## Task prompt:
Could you copy every line from the material below in which "index" appears?

## Provided material:
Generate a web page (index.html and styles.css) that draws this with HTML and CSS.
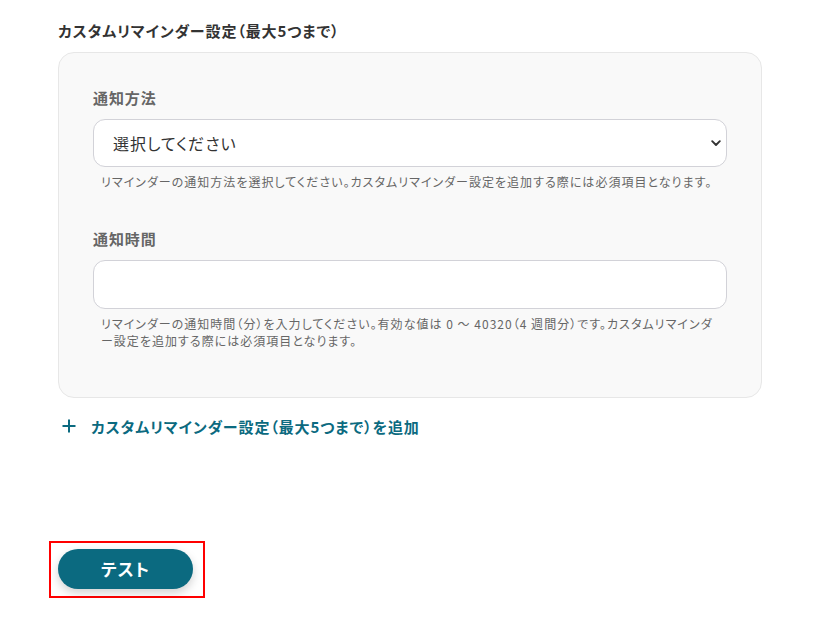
FILE: index.html
```html
<!DOCTYPE html>
<html lang="ja">
<head>
<meta charset="utf-8">
<link rel="stylesheet" href="styles.css">
</head>
<body>
<div class="page">
  <h2 class="title">カスタムリマインダー設定（最大5つまで）</h2>
  <div class="panel">
    <div class="field">
      <div class="label">通知方法</div>
      <div class="select-wrap">
        <select class="select">
          <option>選択してください</option>
        </select>
        <svg class="chev" width="10" height="7" viewBox="0 0 10 7"><path d="M1.2 1.2 L5 5 L8.8 1.2" fill="none" stroke="#333" stroke-width="1.9" stroke-linecap="round" stroke-linejoin="round"/></svg>
      </div>
      <p class="help">リマインダーの通知方法を選択してください。カスタムリマインダー設定を追加する際には必須項目となります。</p>
    </div>
    <div class="field field2">
      <div class="label">通知時間</div>
      <input class="input" type="text">
      <p class="help">リマインダーの通知時間（分）を入力してください。有効な値は 0 〜 40320（4 週間分）です。カスタムリマインダー設定を追加する際には必須項目となります。</p>
    </div>
  </div>
  <div class="add">
    <svg class="plus" width="14" height="14" viewBox="0 0 14 14"><path d="M7 0.5 V13.5 M0.5 7 H13.5" stroke="#0b6a80" stroke-width="2"/></svg>
    <span>カスタムリマインダー設定（最大5つまで）を追加</span>
  </div>
  <div class="highlight">
    <button class="btn">テスト</button>
  </div>
</div>
</body>
</html>
```
FILE: styles.css
```css
* { box-sizing: border-box; }
html, body { margin: 0; padding: 0; background: #fff; }
body {
  font-family: "Noto Sans CJK JP", "Noto Sans", sans-serif;
  font-feature-settings: "palt";
  color: #333;
}
.page {
  padding: 20px 0 0 58px;
  width: 762px;
}
.title {
  margin: 0;
  font-size: 15px;
  line-height: 22px;
  font-weight: 700;
  letter-spacing: 0.06em;
  color: #333;
}
.panel {
  margin-top: 10px;
  background: #f9f9f9;
  border: 1px solid #e7e7e7;
  border-radius: 16px;
  padding: 34px 34px 48px 34px;
}
.label {
  font-size: 15px;
  line-height: 22px;
  font-weight: 700;
  letter-spacing: 0.06em;
  color: #666;
  margin-bottom: 10px;
}
.field2 { margin-top: 38px; }
.select-wrap { position: relative; }
.select {
  appearance: none;
  -webkit-appearance: none;
  display: block;
  width: 100%;
  height: 48px;
  border: 1px solid #d2d2d8;
  border-radius: 12px;
  background: #fff;
  font-family: inherit;
  font-feature-settings: "palt";
  letter-spacing: 0.06em;
  font-size: 16px;
  color: #333;
  padding: 0 19px;
  outline: none;
}
.chev {
  position: absolute;
  right: 6px;
  top: 21px;
}
.input {
  display: block;
  width: 100%;
  height: 49px;
  border: 1px solid #d2d2d8;
  border-radius: 12px;
  background: #fff;
  font-family: inherit;
  font-size: 16px;
  padding: 0 19px;
  outline: none;
}
.help {
  margin: 6px 0 0 0;
  padding: 0 4px 0 8px;
  font-size: 12px;
  line-height: 17px;
  letter-spacing: 0.085em;
  color: #666;
}
.add {
  margin-top: 17px;
  display: flex;
  align-items: center;
  height: 22px;
  padding-left: 4px;
  color: #0b6a80;
  font-size: 15px;
  font-weight: 700;
  letter-spacing: 0.06em;
}
.plus { margin-right: 15px; }
.highlight {
  display: inline-block;
  margin-top: 104px;
  margin-left: -9px;
  border: 2px solid #f00;
  padding: 6px 10px 7px 7px;
}
.btn {
  display: block;
  width: 135px;
  height: 40px;
  border: none;
  border-radius: 20px;
  background: #0b6a80;
  color: #fff;
  font-family: inherit;
  font-feature-settings: "palt";
  letter-spacing: 0.06em;
  font-size: 17px;
  font-weight: 700;
  padding: 0 0 2px 0;
  box-shadow: 0 4px 10px rgba(0, 0, 0, 0.18);
}
```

## Answer below:
Generate a web page (index.html and styles.css) that draws this with HTML and CSS.
FILE: index.html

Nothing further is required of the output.